You say James thought that " if you believe God exists and it made a difference to you, then God exists." As a religious stance, that sounds kind of cynical.

These days that sounds like a therapeutic thing to say, like something you'd hear Oprah Winfrey might say. But in 1900, the idea that you can choose to believe in something and it can be right for you was very radical. If you think about Hegel or Marx or even Darwin himself and the religious establishment, all the emphasis was on how little will the individual has, how life is determined by material or historical or providential force.

So when James and Dewey come along, and say, "No, you get a vote. You can make a difference by choosing one or the other of the beliefs that are presented to you." And that belief is a vote, and it will change the way the universe is.

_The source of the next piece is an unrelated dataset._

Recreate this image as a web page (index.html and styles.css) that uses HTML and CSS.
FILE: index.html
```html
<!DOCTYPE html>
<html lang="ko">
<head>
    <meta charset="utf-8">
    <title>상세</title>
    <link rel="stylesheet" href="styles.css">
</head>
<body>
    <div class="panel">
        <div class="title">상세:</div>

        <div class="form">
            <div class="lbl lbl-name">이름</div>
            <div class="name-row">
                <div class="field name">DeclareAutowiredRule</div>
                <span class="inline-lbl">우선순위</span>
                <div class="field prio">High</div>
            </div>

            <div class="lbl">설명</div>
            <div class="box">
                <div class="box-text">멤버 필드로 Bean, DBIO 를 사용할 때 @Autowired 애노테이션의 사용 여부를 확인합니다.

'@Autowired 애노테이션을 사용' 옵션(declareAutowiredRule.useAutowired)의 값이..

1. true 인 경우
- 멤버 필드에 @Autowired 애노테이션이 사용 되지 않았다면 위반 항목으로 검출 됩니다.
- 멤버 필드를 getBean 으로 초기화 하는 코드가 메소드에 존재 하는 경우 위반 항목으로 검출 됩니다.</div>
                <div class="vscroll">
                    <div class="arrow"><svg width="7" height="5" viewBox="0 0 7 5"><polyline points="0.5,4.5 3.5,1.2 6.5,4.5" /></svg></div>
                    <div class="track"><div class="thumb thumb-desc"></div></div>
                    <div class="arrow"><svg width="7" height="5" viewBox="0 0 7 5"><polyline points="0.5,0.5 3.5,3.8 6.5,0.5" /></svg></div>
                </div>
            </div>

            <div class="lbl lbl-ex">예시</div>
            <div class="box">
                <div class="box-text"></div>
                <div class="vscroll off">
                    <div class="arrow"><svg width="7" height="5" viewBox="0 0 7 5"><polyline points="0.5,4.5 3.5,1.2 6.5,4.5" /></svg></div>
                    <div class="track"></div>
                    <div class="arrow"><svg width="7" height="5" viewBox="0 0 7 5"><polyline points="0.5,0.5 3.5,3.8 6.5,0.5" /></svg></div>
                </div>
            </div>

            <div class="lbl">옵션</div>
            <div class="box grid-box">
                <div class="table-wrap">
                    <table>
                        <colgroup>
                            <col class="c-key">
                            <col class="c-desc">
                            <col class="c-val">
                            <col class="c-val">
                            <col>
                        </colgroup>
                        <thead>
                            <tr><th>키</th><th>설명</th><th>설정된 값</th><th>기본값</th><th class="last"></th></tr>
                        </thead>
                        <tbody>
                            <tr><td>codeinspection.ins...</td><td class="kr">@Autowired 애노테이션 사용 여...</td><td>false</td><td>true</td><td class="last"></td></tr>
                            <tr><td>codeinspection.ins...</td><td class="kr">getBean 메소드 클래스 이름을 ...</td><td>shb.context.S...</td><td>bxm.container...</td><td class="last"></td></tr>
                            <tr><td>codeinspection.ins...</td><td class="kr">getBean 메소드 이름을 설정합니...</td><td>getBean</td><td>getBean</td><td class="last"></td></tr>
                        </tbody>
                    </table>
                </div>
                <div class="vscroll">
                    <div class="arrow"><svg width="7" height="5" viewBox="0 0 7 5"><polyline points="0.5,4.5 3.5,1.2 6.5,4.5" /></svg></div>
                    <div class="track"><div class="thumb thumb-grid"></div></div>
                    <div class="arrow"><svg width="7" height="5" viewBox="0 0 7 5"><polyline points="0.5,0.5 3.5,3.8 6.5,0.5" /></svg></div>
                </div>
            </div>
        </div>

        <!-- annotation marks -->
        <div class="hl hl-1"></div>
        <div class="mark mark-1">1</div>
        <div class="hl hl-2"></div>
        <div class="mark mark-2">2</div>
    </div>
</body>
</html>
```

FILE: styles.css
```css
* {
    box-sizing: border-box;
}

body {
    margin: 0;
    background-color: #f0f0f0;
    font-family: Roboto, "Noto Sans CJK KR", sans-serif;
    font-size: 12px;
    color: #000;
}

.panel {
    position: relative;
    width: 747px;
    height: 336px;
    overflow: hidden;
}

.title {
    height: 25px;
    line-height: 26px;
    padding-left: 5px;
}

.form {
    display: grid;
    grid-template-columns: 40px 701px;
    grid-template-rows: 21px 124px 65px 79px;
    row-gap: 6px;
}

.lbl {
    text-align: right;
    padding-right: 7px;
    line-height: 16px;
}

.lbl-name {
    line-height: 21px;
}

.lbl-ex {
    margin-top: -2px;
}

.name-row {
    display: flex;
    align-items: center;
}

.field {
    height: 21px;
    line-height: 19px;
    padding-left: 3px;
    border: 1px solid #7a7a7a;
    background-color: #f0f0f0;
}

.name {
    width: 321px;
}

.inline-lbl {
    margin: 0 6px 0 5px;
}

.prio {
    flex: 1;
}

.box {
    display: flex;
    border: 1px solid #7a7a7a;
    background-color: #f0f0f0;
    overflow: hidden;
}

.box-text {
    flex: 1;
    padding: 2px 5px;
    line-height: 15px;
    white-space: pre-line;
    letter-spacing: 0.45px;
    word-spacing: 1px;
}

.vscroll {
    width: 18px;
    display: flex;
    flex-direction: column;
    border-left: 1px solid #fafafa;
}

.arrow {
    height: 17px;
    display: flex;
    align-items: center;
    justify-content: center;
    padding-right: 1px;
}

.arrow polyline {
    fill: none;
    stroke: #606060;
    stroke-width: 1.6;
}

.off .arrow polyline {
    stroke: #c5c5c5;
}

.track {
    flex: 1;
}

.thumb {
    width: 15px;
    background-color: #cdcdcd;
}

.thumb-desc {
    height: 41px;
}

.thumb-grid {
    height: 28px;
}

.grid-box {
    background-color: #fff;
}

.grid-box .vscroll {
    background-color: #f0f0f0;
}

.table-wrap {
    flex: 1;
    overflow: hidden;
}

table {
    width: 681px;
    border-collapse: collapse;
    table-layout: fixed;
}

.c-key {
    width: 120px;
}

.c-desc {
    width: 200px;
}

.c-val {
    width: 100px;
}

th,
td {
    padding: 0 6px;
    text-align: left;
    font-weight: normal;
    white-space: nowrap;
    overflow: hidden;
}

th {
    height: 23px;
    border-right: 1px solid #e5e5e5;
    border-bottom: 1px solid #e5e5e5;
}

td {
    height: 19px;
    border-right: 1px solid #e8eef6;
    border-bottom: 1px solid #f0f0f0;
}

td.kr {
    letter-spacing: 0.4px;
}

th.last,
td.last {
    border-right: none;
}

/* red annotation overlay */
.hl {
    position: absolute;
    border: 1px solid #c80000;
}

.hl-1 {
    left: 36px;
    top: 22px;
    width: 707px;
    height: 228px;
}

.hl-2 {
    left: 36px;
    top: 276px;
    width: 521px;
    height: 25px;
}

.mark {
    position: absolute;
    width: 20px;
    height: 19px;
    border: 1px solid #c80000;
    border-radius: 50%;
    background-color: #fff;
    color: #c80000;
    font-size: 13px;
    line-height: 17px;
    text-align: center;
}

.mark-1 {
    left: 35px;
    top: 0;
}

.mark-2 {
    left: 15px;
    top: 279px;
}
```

In 1900, that's very liberating. No other philosophy was available that said you can change the way things are. The whole laissez faire economic and social philosophy told them that everything was predetermined, that market forces would determine how things would turn out all the time and to interfere with that was to interfere with nature. James and Dewey changed all that. Now I think has swung to the other extreme and it's sort of a piety that you can make a difference. Science so dominates now that the idea of a theological explanation of nature seems benighted to us. It's refreshing in a way to see the situation reversed on the great question of the 19th century. It was scientists who tended to justify slavery whereas the abolitionists were devout Christians.

Creationist theories suggested there was a hierarchy among races, or many of them did. That was why there was a tendency not to regard slavery as an evil. There was a feeling that white people were created to be superior. But the Bible itself doesn't make that distinction. It's a monogenous text: it tells a story of creation from an original pair. It's very like Darwin in that sense.